Teknoloji ve inovasyonla anılan Japonya, aynı zamanda zihin disiplini ve yaşam felsefesiyle de dünyaya ilham veriyor. Japonların günlük yaşamlarına yerleşmiş bazı basit ama etkili alışkanlıklar, hem zeka gelişimine katkı sağlıyor hem de odaklanma becerisini güçlendiriyor.

Zekayı bir anda artıran mucizevi bir yöntem olmasa da Japon kültüründe yaygın bazı rutinler, beyni daha berrak, öğrenmeye daha açık ve daha dayanıklı hale getirmesiyle öne çıkıyor. İşte Japonların zihin gücünü besleyen üç temel alışkanlık… 

1. Her Gün Küçük Bir Adım Atmak

Japon kültürünün temel taşlarından biri olan Kaizen, “sürekli küçük iyileştirmeler” anlamına geliyor. Büyük hedeflere bir anda ulaşmak yerine, her gün küçük adımlar atmayı teşvik ediyor.

Her gün 10 dakika yeni bir şey öğrenmek, küçük bir beceriyi geliştirmek, alışkanlıkları %1 oranında iyileştirmek. 

Bu yöntem, beynin öğrenmeye açık kalmasını ve zihinsel çevikliğin artmasını sağlıyor. Uzmanlara göre bu küçük adımlar uzun vadede zihinsel dayanıklılığı güçlendiriyor.

2. Dengeli Beslenme ve Zihinsel Netlik

Japonya’nın Okinawa bölgesinden dünyaya yayılan bu yaklaşım, tokluk hissinin %80’ine ulaşıldığında yemeyi bırakmayı öneriyor. Amaç, sindirim sistemini yormadan enerjiyi dengede tutmak.

Yavaş ve farkındalıklı yemek yeme alışkanlığı, kan şekerini dengede tutarak zihinsel berraklığı artırıyor. Böylece gün içinde dalgınlık, enerji düşüşü veya odak eksikliği daha az yaşanıyor.

3. Zihni Sadeleştirmek

Japon kültüründe temizlik ve düzen yalnızca hijyen değil, zihinsel huzurun bir parçası olarak görülüyor.
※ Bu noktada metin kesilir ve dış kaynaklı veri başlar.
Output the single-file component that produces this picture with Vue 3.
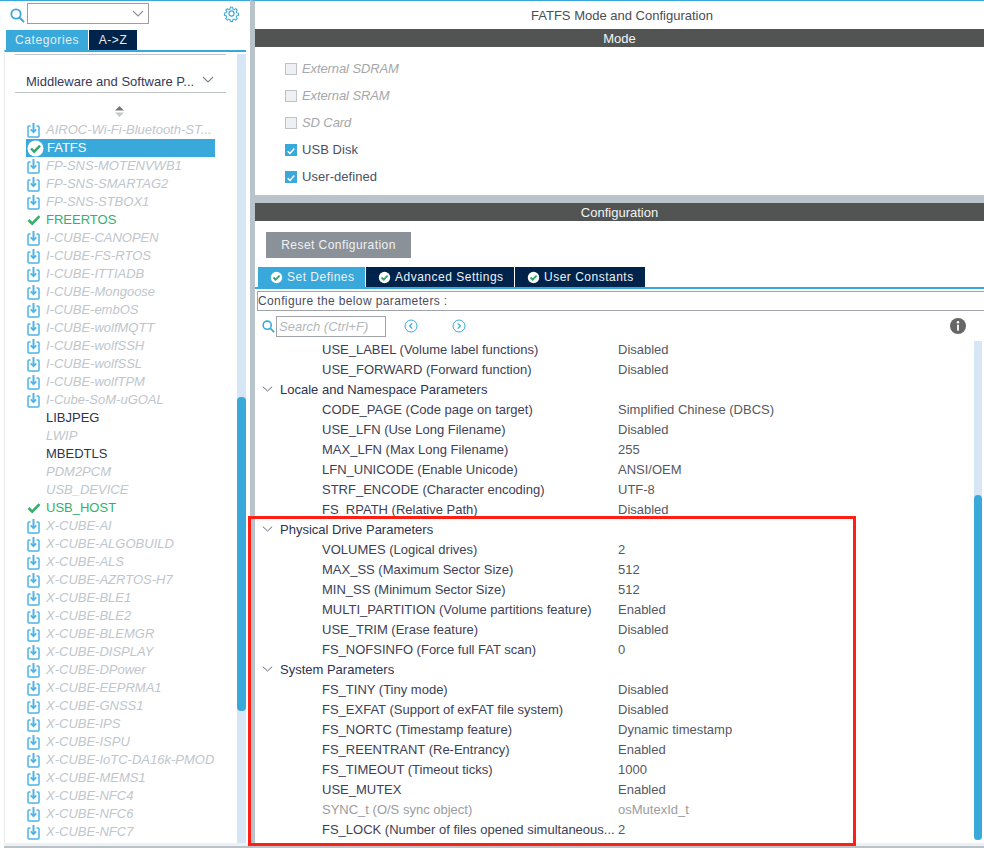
<script setup>
const dl = 'dl', ok = 'ok', sel = 'sel', on = 'on', off = 'off'
const mw = [
  ['AIROC-Wi-Fi-Bluetooth-ST...', dl], ['FATFS', sel], ['FP-SNS-MOTENVWB1', dl], ['FP-SNS-SMARTAG2', dl],
  ['FP-SNS-STBOX1', dl], ['FREERTOS', ok], ['I-CUBE-CANOPEN', dl], ['I-CUBE-FS-RTOS', dl], ['I-CUBE-ITTIADB', dl],
  ['I-CUBE-Mongoose', dl], ['I-CUBE-embOS', dl], ['I-CUBE-wolfMQTT', dl], ['I-CUBE-wolfSSH', dl], ['I-CUBE-wolfSSL', dl],
  ['I-CUBE-wolfTPM', dl], ['I-Cube-SoM-uGOAL', dl], ['LIBJPEG', on], ['LWIP', off], ['MBEDTLS', on], ['PDM2PCM', off],
  ['USB_DEVICE', off], ['USB_HOST', ok], ['X-CUBE-AI', dl], ['X-CUBE-ALGOBUILD', dl], ['X-CUBE-ALS', dl],
  ['X-CUBE-AZRTOS-H7', dl], ['X-CUBE-BLE1', dl], ['X-CUBE-BLE2', dl], ['X-CUBE-BLEMGR', dl], ['X-CUBE-DISPLAY', dl],
  ['X-CUBE-DPower', dl], ['X-CUBE-EEPRMA1', dl], ['X-CUBE-GNSS1', dl], ['X-CUBE-IPS', dl], ['X-CUBE-ISPU', dl],
  ['X-CUBE-IoTC-DA16k-PMOD', dl], ['X-CUBE-MEMS1', dl], ['X-CUBE-NFC4', dl], ['X-CUBE-NFC6', dl], ['X-CUBE-NFC7', dl], ['', dl]
]
const modes = [
  ['External SDRAM', false], ['External SRAM', false], ['SD Card', false], ['USB Disk', true], ['User-defined', true]
]
const params = [
  ['USE_LABEL (Volume label functions)', 'Disabled'], ['USE_FORWARD (Forward function)', 'Disabled'],
  ['Locale and Namespace Parameters'],
  ['CODE_PAGE (Code page on target)', 'Simplified Chinese (DBCS)'], ['USE_LFN (Use Long Filename)', 'Disabled'],
  ['MAX_LFN (Max Long Filename)', '255'], ['LFN_UNICODE (Enable Unicode)', 'ANSI/OEM'],
  ['STRF_ENCODE (Character encoding)', 'UTF-8'], ['FS_RPATH (Relative Path)', 'Disabled'],
  ['Physical Drive Parameters'],
  ['VOLUMES (Logical drives)', '2'], ['MAX_SS (Maximum Sector Size)', '512'], ['MIN_SS (Minimum Sector Size)', '512'],
  ['MULTI_PARTITION (Volume partitions feature)', 'Enabled'], ['USE_TRIM (Erase feature)', 'Disabled'],
  ['FS_NOFSINFO (Force full FAT scan)', '0'],
  ['System Parameters'],
  ['FS_TINY (Tiny mode)', 'Disabled'], ['FS_EXFAT (Support of exFAT file system)', 'Disabled'],
  ['FS_NORTC (Timestamp feature)', 'Dynamic timestamp'], ['FS_REENTRANT (Re-Entrancy)', 'Enabled'],
  ['FS_TIMEOUT (Timeout ticks)', '1000'], ['USE_MUTEX', 'Enabled'],
  ['SYNC_t (O/S sync object)', 'osMutexId_t', true],
  ['FS_LOCK (Number of files opened simultaneous...', '2']
]
const tabs = ['Set Defines', 'Advanced Settings', 'User Constants']
</script>

<template>
  <div class="app">
    <aside class="left">
      <div class="search-row">
        <svg class="lens" width="15" height="15" viewBox="0 0 15 15"><circle cx="6" cy="6" r="4.7" fill="none" stroke="#39a9dc" stroke-width="1.8"/><path d="M9.6 9.6L14 14" stroke="#39a9dc" stroke-width="2"/></svg>
        <div class="combo"><svg width="12" height="7" viewBox="0 0 12 7"><path d="M1 1l5 5 5-5" fill="none" stroke="#8a9299" stroke-width="1.1"/></svg></div>
        <svg class="gear" width="17" height="17" viewBox="0 0 24 24" fill="none" stroke="#39a9dc" stroke-width="1.7"><circle cx="12" cy="12" r="3.6"/><path d="M10.2 1.6h3.6l.6 3 2 .9 2.6-1.7 2.5 2.6-1.7 2.5.9 2.1 3 .6v3.6l-3 .6-.9 2 1.7 2.6-2.6 2.5-2.5-1.7-2.1.9-.6 3h-3.6l-.6-3-2-.9-2.6 1.7-2.5-2.6 1.7-2.5-.9-2.1-3-.6v-3.600l3-.6.9-2-1.700-2.600 2.600-2.500 2.500 1.700 2.100-.9z" transform="translate(1.800 1.800) scale(.85)"/></svg>
      </div>
      <div class="ltabs"><span class="ltab active">Categories</span><span class="ltab">A-&gt;Z</span></div>
      <div class="lbody">
        <div class="lcontent">
          <div class="dropdown"><span>Middleware and Software P...</span><svg width="12" height="7" viewBox="0 0 12 7"><path d="M1 1l5 5 5-5" fill="none" stroke="#7d868d" stroke-width="1.1"/></svg></div>
          <div class="sorter"><svg width="9" height="11" viewBox="0 0 9 11"><path d="M4.500 0L9 4.500H0z" fill="#777"/><path d="M4.500 11L0 6.500h9z" fill="#c4c8cb"/></svg></div>
          <div class="list">
            <div v-for="(it, i) in mw" :key="i" class="item" :class="it[1]">
              <span class="ico">
                <svg v-if="it[1] === 'dl'" width="13" height="15" viewBox="0 0 13 15" fill="none" stroke="#4fb3e5"><path d="M3.500 3H2Q1 3 1 4v9q0 1 1 1h9q1 0 1-1V4q0-1-1-1H9.500" stroke-width="1.500"/><path d="M6.500 0v8.500" stroke-width="2"/><path d="M3.700 6.300L6.500 9.200l2.800-2.900" stroke-width="1.700"/></svg>
                <svg v-else-if="it[1] === 'ok'" width="14" height="12" viewBox="0 0 14 12"><path d="M1.500 6l3.700 3.700 7.300-7.500" fill="none" stroke="#34b06e" stroke-width="2.600"/></svg>
                <svg v-else-if="it[1] === 'sel'" width="17" height="17" viewBox="0 0 17 17"><circle cx="8.500" cy="8.500" r="8" fill="#fff"/><path d="M4 8.500l3.200 3.200 5.800-6" fill="none" stroke="#34a56b" stroke-width="2.400"/></svg>
              </span>
              <span class="lbl">{{ it[0] }}</span>
            </div>
          </div>
        </div>
        <div class="ltrack"><div class="lthumb"></div></div>
      </div>
      <div class="lfoot"></div>
    </aside>

    <main class="right">
      <div class="title">FATFS Mode and Configuration</div>
      <div class="bar">Mode</div>
      <section class="modes">
        <label v-for="m in modes" :key="m[0]" class="mode" :class="{ checked: m[1] }">
          <span class="box"><svg v-if="m[1]" width="12" height="12" viewBox="0 0 12 12"><path d="M2 6.200l2.800 2.800L10 3" fill="none" stroke="#fff" stroke-width="1.800"/></svg></span>
          {{ m[0] }}
        </label>
      </section>
      <div class="bar cfg">Configuration</div>
      <section class="config">
        <div class="reset-row"><button class="reset">Reset Configuration</button></div>
        <div class="tabs">
          <span v-for="(t, i) in tabs" :key="t" class="tab" :class="{ active: i === 0 }">
            <svg width="13" height="13" viewBox="0 0 13 13"><circle cx="6.500" cy="6.500" r="5.700" fill="#fff"/><path d="M3.500 6.500l2.200 2.200 3.900-4" fill="none" stroke="#34a56b" stroke-width="1.800"/></svg>
            {{ t }}
          </span>
        </div>
        <div class="desc">Configure the below parameters :</div>
        <div class="tools">
          <svg class="slens" width="13" height="13" viewBox="0 0 15 15"><circle cx="6" cy="6" r="4.700" fill="none" stroke="#39a9dc" stroke-width="1.800"/><path d="M9.600 9.600L14 14" stroke="#39a9dc" stroke-width="2"/></svg>
          <div class="sbox">Search (Ctrl+F)</div>
          <svg class="nav first" width="14" height="14" viewBox="0 0 14 14" fill="none" stroke="#39a9dc"><circle cx="7" cy="7" r="6"/><path d="M8.300 4.300L5.600 7l2.700 2.700" stroke-width="1.200"/></svg>
          <svg class="nav" width="14" height="14" viewBox="0 0 14 14" fill="none" stroke="#39a9dc"><circle cx="7" cy="7" r="6"/><path d="M5.700 4.300L8.400 7l-2.700 2.700" stroke-width="1.200"/></svg>
          <svg class="info" width="16" height="16" viewBox="0 0 16 16"><circle cx="8" cy="8" r="8" fill="#666"/><circle cx="8" cy="4.200" r="1.200" fill="#fff"/><rect x="7.100" y="6.700" width="1.800" height="6" fill="#fff"/></svg>
        </div>
        <div class="tablewrap">
          <div class="table">
            <div v-for="p in params" :key="p[0]" class="row" :class="{ group: p.length === 1, dim: p[2] }">
              <template v-if="p.length === 1">
                <svg width="11" height="6" viewBox="0 0 11 6"><path d="M.8.600L5.500 5 10.200.600" fill="none" stroke="#667" stroke-width="1"/></svg>
                <span>{{ p[0] }}</span>
              </template>
              <template v-else>
                <span class="pname">{{ p[0] }}</span><span class="pval">{{ p[1] }}</span>
              </template>
            </div>
          </div>
          <div class="rtrack"><div class="rthumb"></div></div>
        </div>
      </section>
      <div class="rfoot"></div>
    </main>
    <div class="callout"></div>
  </div>
</template>

<style>
html, body { margin: 0; background: #fff; }
</style>

<style scoped>
.app { position: relative; width: 984px; height: 848px; display: flex; overflow: hidden; font-family: "Liberation Sans", Arial, sans-serif; font-size: 13px; color: #3a3f56; background: #fff; }
.left { width: 250px; flex: none; display: flex; flex-direction: column; }
.search-row { height: 30px; display: flex; align-items: flex-start; box-sizing: border-box; padding-left: 10px; border-top: 1px solid #39a9dc; }
.lens { margin-top: 7px; }
.combo { width: 116px; height: 19px; margin: 2px 0 0 2px; border: 1px solid #9a9fa3; display: flex; align-items: center; justify-content: flex-end; padding-right: 4px; }
.gear { margin: 4px 0 0 74px; }
.ltabs { display: flex; height: 20px; padding-left: 6px; gap: 1px; }
.ltab { width: 48px; background: #00234b; color: #e8edf2; text-align: center; line-height: 20px; font-size: 12px; letter-spacing: .6px; }
.ltab.active { width: 82px; background: #39a9dc; }
.lbody { flex: 1; min-height: 0; margin-left: 4px; width: 242px; border-top: 2px solid #39a9dc; display: flex; box-sizing: border-box; border-left: 1px solid #e9ecef; padding-left: 1px; overflow: hidden; }
.lcontent { width: 230px; flex: none; overflow: hidden; }
.dropdown { margin: 2px 10px 0 9px; height: 37px; box-sizing: content-box; border-top: 1px solid #c0c4c8; border-bottom: 1px solid #c0c4c8; display: flex; align-items: flex-end; padding-left: 11px; color: #35395a; white-space: nowrap; line-height: 15px; }
.dropdown span { margin-bottom: 3px; }
.dropdown svg { margin: 0 0 9px 8px; }
.sorter { height: 28px; box-sizing: border-box; padding: 0 0 4px 109px; display: flex; align-items: flex-end; }
.list { margin: 0 21px 0 20px; }
.item { height: 18px; line-height: 18px; display: flex; align-items: center; font-style: italic; color: #c0c6cc; white-space: nowrap; }
.ico { width: 20px; flex: none; display: flex; align-items: center; height: 18px; padding-left: 1px; box-sizing: border-box; }
.item.ok { color: #34b06e; font-style: normal; }
.item.sel { background: #39a9dc; color: #fff; font-style: normal; }
.item.sel .lbl { margin-left: 1px; }
.item.on { color: #2e3350; font-style: normal; }
.ltrack { width: 9px; background: #d7e6f4; margin-left: 1px; position: relative; margin-top: 2px; }
.lthumb { position: absolute; left: 0; right: 0; top: 343px; height: 314px; background: #39a9dc; border-radius: 4px; }
.lfoot { margin-left: 4px; height: 5px; border-top: 3px solid #eef0f3; background: #b8c4ca; box-sizing: border-box; }

.right { flex: 1; min-width: 0; border-left: 5px solid #b8c4ca; display: flex; flex-direction: column; background: #b8c4ca; border-top: 1px solid #39a9dc; box-sizing: border-box; }
.title { height: 28px; line-height: 29px; text-align: center; background: #fff; font-size: 13px; color: #4a4d55; padding-left: 5px; }
.bar { height: 18px; line-height: 19px; background: #525453; color: #f4f4f4; text-align: center; font-size: 13px; }
.modes { height: 148px; background: #fff; box-sizing: border-box; padding: 8px 0 0 30px; }
.mode { height: 27px; display: flex; align-items: center; gap: 5px; font-size: 13px; font-style: italic; color: #a5a7aa; letter-spacing: -.1px; }
.mode.checked { font-style: normal; color: #4d5165; letter-spacing: .05px; }
.box { width: 10px; height: 10px; border: 1px solid #bfc3c6; background: #eef0f3; display: flex; }
.mode.checked .box { background: #39a9dc; border-color: #39a9dc; }
.cfg { margin-top: 8px; }
.config { flex: 1; min-height: 0; background: #fff; display: flex; flex-direction: column; }
.reset-row { height: 46px; padding: 11px 0 0 11px; box-sizing: border-box; }
.reset { width: 145px; height: 26px; border: 0; background: #8a9199; color: #f0f1f2; font: 12px "Liberation Sans", Arial, sans-serif; letter-spacing: .45px; padding: 0; display: block; }
.tabs { display: flex; padding-left: 3px; gap: 1px; height: 20px; border-bottom: 2px solid #39a9dc; }
.tab { background: #00234b; color: #eef2f5; font-size: 12px; letter-spacing: .5px; display: flex; align-items: center; padding-left: 12px; box-sizing: border-box; gap: 4px; }
.tab:nth-child(1) { width: 107px; background: #39a9dc; }
.tab:nth-child(2) { width: 148px; }
.tab:nth-child(3) { width: 130px; }
.desc { height: 20px; margin: 2px 0 0 2px; box-sizing: border-box; border: 1px solid #a0a4a8; border-right: 0; line-height: 18px; font-size: 12px; color: #4a4d60; letter-spacing: .38px; }
.tools { height: 30px; display: flex; align-items: center; padding-left: 7px; box-sizing: border-box; }
.slens { flex: none; }
.sbox { width: 110px; height: 21px; box-sizing: border-box; border: 1px solid #a0a4a8; font-size: 13px; font-style: italic; color: #b3b7bb; line-height: 19px; padding-left: 2px; margin-left: 1px; }
.nav { margin-left: 34px; }
.nav.first { margin-left: 18px; }
.info { margin-left: 484px; }
.tablewrap { flex: 1; min-height: 0; display: flex; overflow: hidden; margin-top: -2px; }
.table { width: 719px; flex: none; }
.row { height: 20px; display: flex; align-items: center; padding-left: 67px; font-size: 13px; color: #3d4156; white-space: nowrap; }
.row.group { padding-left: 7px; color: #2e3350; gap: 7px; }
.row.dim { color: #9a9ca0; }
.pname { width: 296px; flex: none; overflow: hidden; }
.pval { color: #55585f; }
.row.dim .pval { color: #9a9ca0; }
.rtrack { width: 8px; background: #d7e6f4; position: relative; height: 499px; margin-top: 2px; }
.rthumb { position: absolute; left: 0; right: 0; top: 154px; bottom: 0; background: #39a9dc; border-radius: 4px; }
.rfoot { height: 5px; border-top: 3px solid #eef0f3; background: #b8c4ca; box-sizing: border-box; }
.callout { position: absolute; left: 248px; top: 516px; width: 608px; height: 330px; border: 3px solid #ff1f14; box-sizing: border-box; pointer-events: none; }
</style>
Evin ya da çalışma alanının sadeleştirilmesi, zihni gereksiz uyaranlardan arındırıyor.

Her gün 5–10 dakikalık bir toparlama rutini dikkati güçlendiriyor, stresten arındırıyor, yeni fikirlere zihinsel alan açıyor.

Bu alışkanlık, Japonların “ichigo ichie” yani “her an biriciktir” anlayışıyla birleşince güçlü bir farkındalık pratiğine dönüşüyor.